On October 29, 2010, AdCare Health Systems, Inc. (the “Company”) completed the Assignment and Transfer Agreement (“ATA”) entered on July 30, 2010, and previously reported on Form 8-K dated August 5, 2010, and on Form 8-K/A on August 16, 2010 both of which are hereby incorporated by reference.  At closing, the Company paid an additional $100,000 as an extension fee to extend the ATA from September 30, 2010, to October 31, 2010.  Additionally, the Company paid $375,000 as a security deposit.  The facilities are located in Georgia and consist of two skilled nursing facilities with an aggregate of 300 licensed skilled nursing beds.

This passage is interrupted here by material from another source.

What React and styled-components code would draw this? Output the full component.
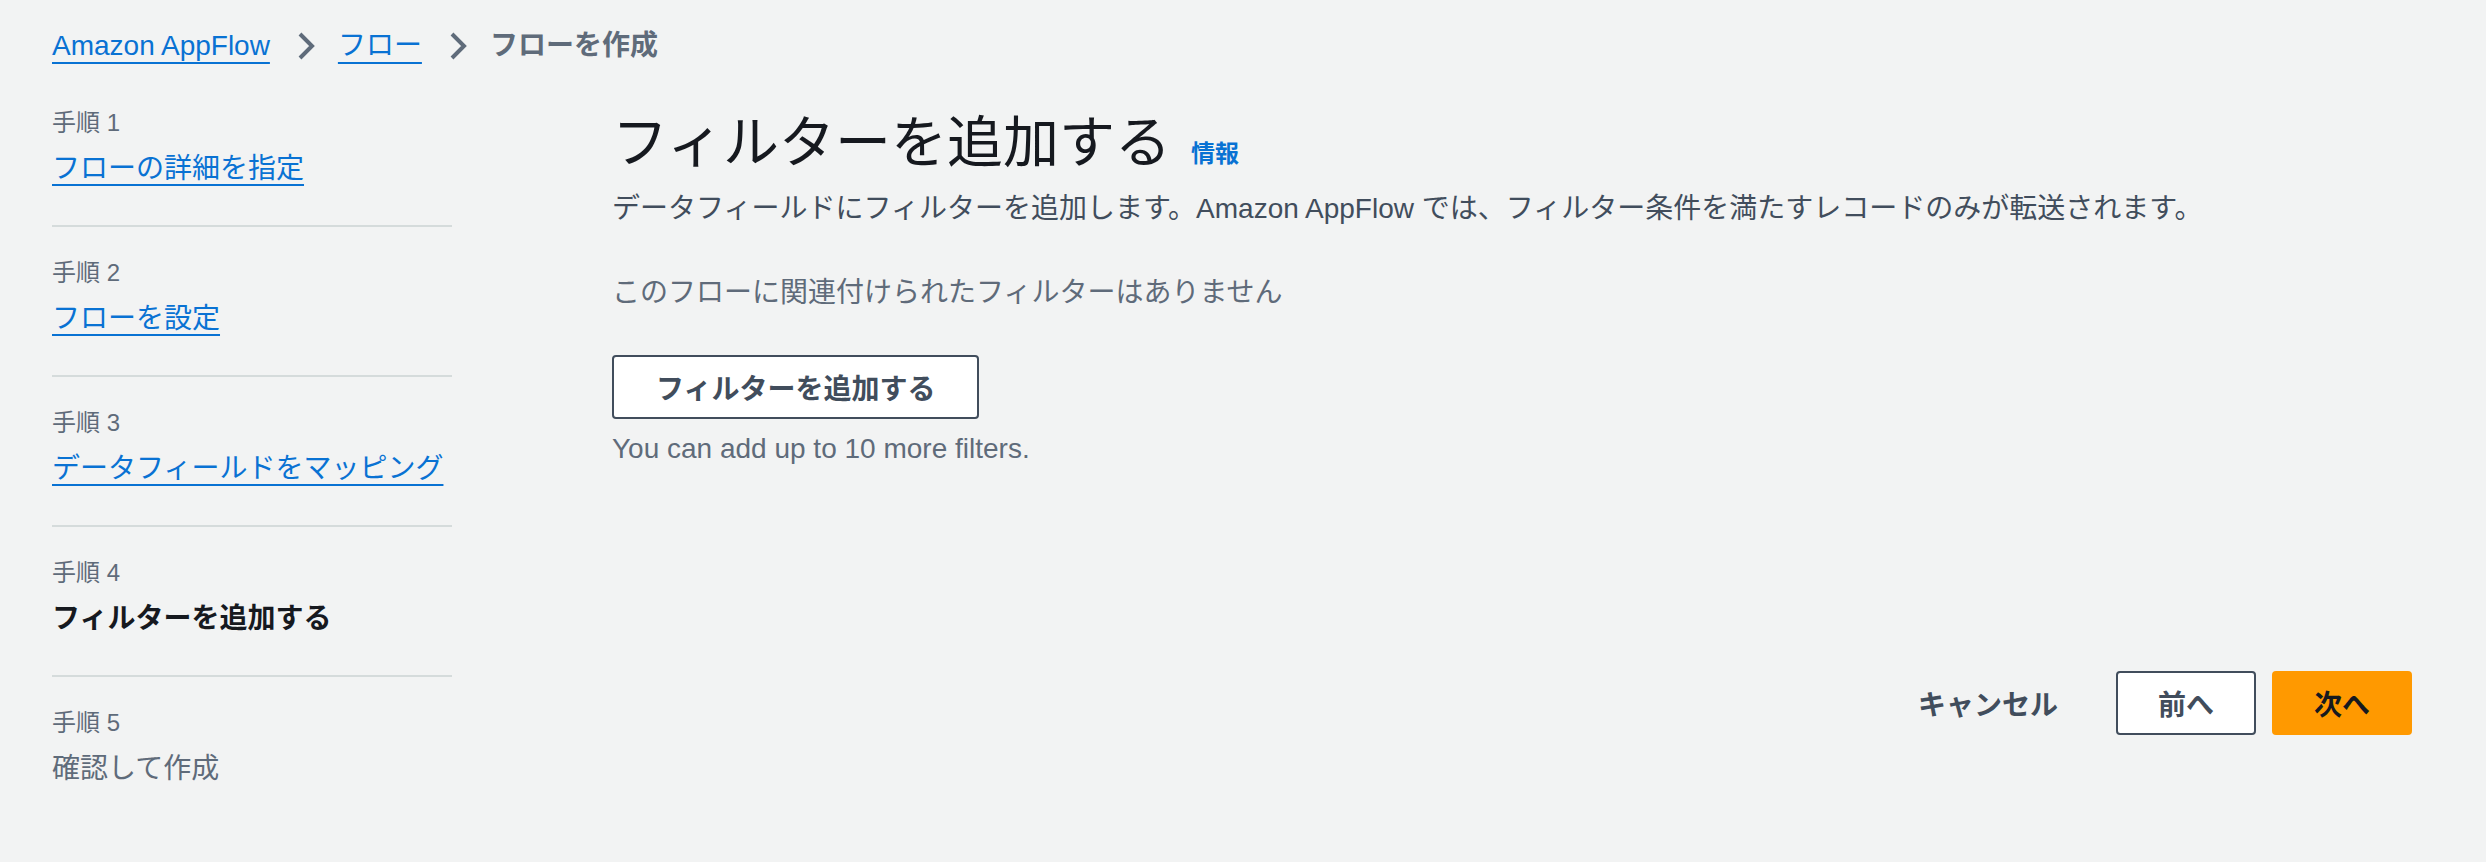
import React from "react";
import styled, { createGlobalStyle } from "styled-components";

const GlobalStyle = createGlobalStyle`
  html, body {
    margin: 0;
    padding: 0;
    background: #f2f3f3;
    min-height: 100vh;
  }
  body {
    font-family: "Liberation Sans", "Noto Sans CJK JP", sans-serif;
    font-size: 28px;
    line-height: 44px;
    color: #16191f;
  }
`;

const Page = styled.div`
  padding: 24px 74px 0 52px;
`;

const Breadcrumbs = styled.nav`
  display: flex;
  align-items: center;
  height: 44px;
`;

const Crumb = styled.a`
  color: #0972d3;
  text-decoration: underline;
  text-decoration-thickness: 2px;
  text-underline-offset: 7px;
  cursor: pointer;
`;

const CurrentCrumb = styled.span`
  color: #5f6b7a;
  font-weight: 700;
`;

const Chevron = styled.svg`
  width: 32px;
  height: 32px;
  margin: 0 16px 0 20px;
  flex: none;
`;

const Layout = styled.div`
  display: grid;
  grid-template-columns: 400px 1fr;
  column-gap: 160px;
  margin-top: 9px;
`;

const Steps = styled.ul`
  list-style: none;
  margin: 0;
  padding: 0;
`;

const Step = styled.li`
  padding: 30px 0 34px;
  border-bottom: 2px solid #d5dbdb;

  &:last-child {
    border-bottom: none;
  }
`;

const StepLabel = styled.div`
  font-size: 24px;
  line-height: 32px;
  color: #5f6b7a;
`;

const StepTitle = styled.div`
  margin-top: 8px;
  font-size: 28px;
  line-height: 44px;
  color: ${(props) =>
    props.$state === "link"
      ? "#0972d3"
      : props.$state === "active"
      ? "#16191f"
      : "#5f6b7a"};
  font-weight: ${(props) => (props.$state === "active" ? 700 : 400)};

  & a {
    color: inherit;
    text-decoration: underline;
    text-decoration-thickness: 2px;
    text-underline-offset: 6px;
    cursor: pointer;
  }
`;

const Content = styled.main`
  padding-top: 30px;
`;

const TitleRow = styled.div`
  display: flex;
  align-items: baseline;
`;

const Title = styled.h1`
  margin: 0;
  font-size: 56px;
  line-height: 72px;
  font-weight: 400;
  color: #16191f;
`;

const InfoLink = styled.a`
  margin-left: 20px;
  font-size: 24px;
  font-weight: 700;
  color: #0972d3;
  cursor: pointer;
`;

const Text = styled.p`
  margin: ${(props) => props.$top || 0}px 0 0;
  color: ${(props) => props.$color || "#414d5c"};
`;

const Button = styled.button`
  display: inline-flex;
  align-items: center;
  justify-content: center;
  height: 64px;
  padding: 0 ${(props) => props.$pad || 40}px;
  margin-top: ${(props) => props.$top || 0}px;
  font-family: inherit;
  font-size: 28px;
  font-weight: 700;
  border-radius: 4px;
  border: 2px solid
    ${(props) =>
      props.$variant === "primary"
        ? "#ff9900"
        : props.$variant === "link"
        ? "transparent"
        : "#414d5c"};
  background: ${(props) =>
    props.$variant === "primary"
      ? "#ff9900"
      : props.$variant === "link"
      ? "transparent"
      : "#ffffff"};
  color: ${(props) => (props.$variant === "primary" ? "#16191f" : "#414d5c")};
  cursor: pointer;
`;

const Actions = styled.div`
  display: flex;
  justify-content: flex-end;
  gap: 16px;
  margin-top: 200px;
`;

function ChevronIcon() {
  return (
    <Chevron viewBox="0 0 16 16" aria-hidden="true">
      <path d="M5 2l6 6-6 6" fill="none" stroke="#5f6b7a" strokeWidth="2" />
    </Chevron>
  );
}

const steps = [
  { label: "手順 1", title: "フローの詳細を指定", state: "link" },
  { label: "手順 2", title: "フローを設定", state: "link" },
  { label: "手順 3", title: "データフィールドをマッピング", state: "link" },
  { label: "手順 4", title: "フィルターを追加する", state: "active" },
  { label: "手順 5", title: "確認して作成", state: "disabled" },
];

export default function App() {
  return (
    <>
      <GlobalStyle />
      <Page>
        <Breadcrumbs>
          <Crumb>Amazon AppFlow</Crumb>
          <ChevronIcon />
          <Crumb>フロー</Crumb>
          <ChevronIcon />
          <CurrentCrumb>フローを作成</CurrentCrumb>
        </Breadcrumbs>
        <Layout>
          <Steps>
            {steps.map((s) => (
              <Step key={s.label}>
                <StepLabel>{s.label}</StepLabel>
                <StepTitle $state={s.state}>
                  {s.state === "link" ? <a>{s.title}</a> : s.title}
                </StepTitle>
              </Step>
            ))}
          </Steps>
          <Content>
            <TitleRow>
              <Title>フィルターを追加する</Title>
              <InfoLink>情報</InfoLink>
            </TitleRow>
            <Text $top={8}>
              データフィールドにフィルターを追加します。Amazon AppFlow
              では、フィルター条件を満たすレコードのみが転送されます。
            </Text>
            <Text $top={40} $color="#5f6b7a">
              このフローに関連付けられたフィルターはありません
            </Text>
            <Button $top={40} $pad={42}>
              フィルターを追加する
            </Button>
            <Text $top={8} $color="#5f6b7a">
              You can add up to 10 more filters.
            </Text>
            <Actions>
              <Button $variant="link">キャンセル</Button>
              <Button $variant="normal">前へ</Button>
              <Button $variant="primary">次へ</Button>
            </Actions>
          </Content>
        </Layout>
      </Page>
    </>
  );
}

The Company began leasing and managing the operations of the facilities that are part of the ATA beginning November 1, 2010, under the terms of the Third Amended and Restated Multiple Facilities Lease (the “lease”).  The lease assignor entered the lease with an initial term which began on March 1, 2003.  The first of three options to renew the lease was exercised by the lease assignor on May 1, 2010.  The renewal expires on April 30, 2022.  The Company has two additional options to renew the lease for a period of ten years each subject to certain terms and conditions.  The initial rent payments for the facilities will total $125,000 per month with an annual rate increase of 3% effective May 1 each year.  The amended and restated lease contains various covenants including a requirement for minimum qualified capital expenditures of $375 per licensed bed to improve the facilities.  The minimum qualified capital expenditure shall be increased annually in proportion to increases in the CPI.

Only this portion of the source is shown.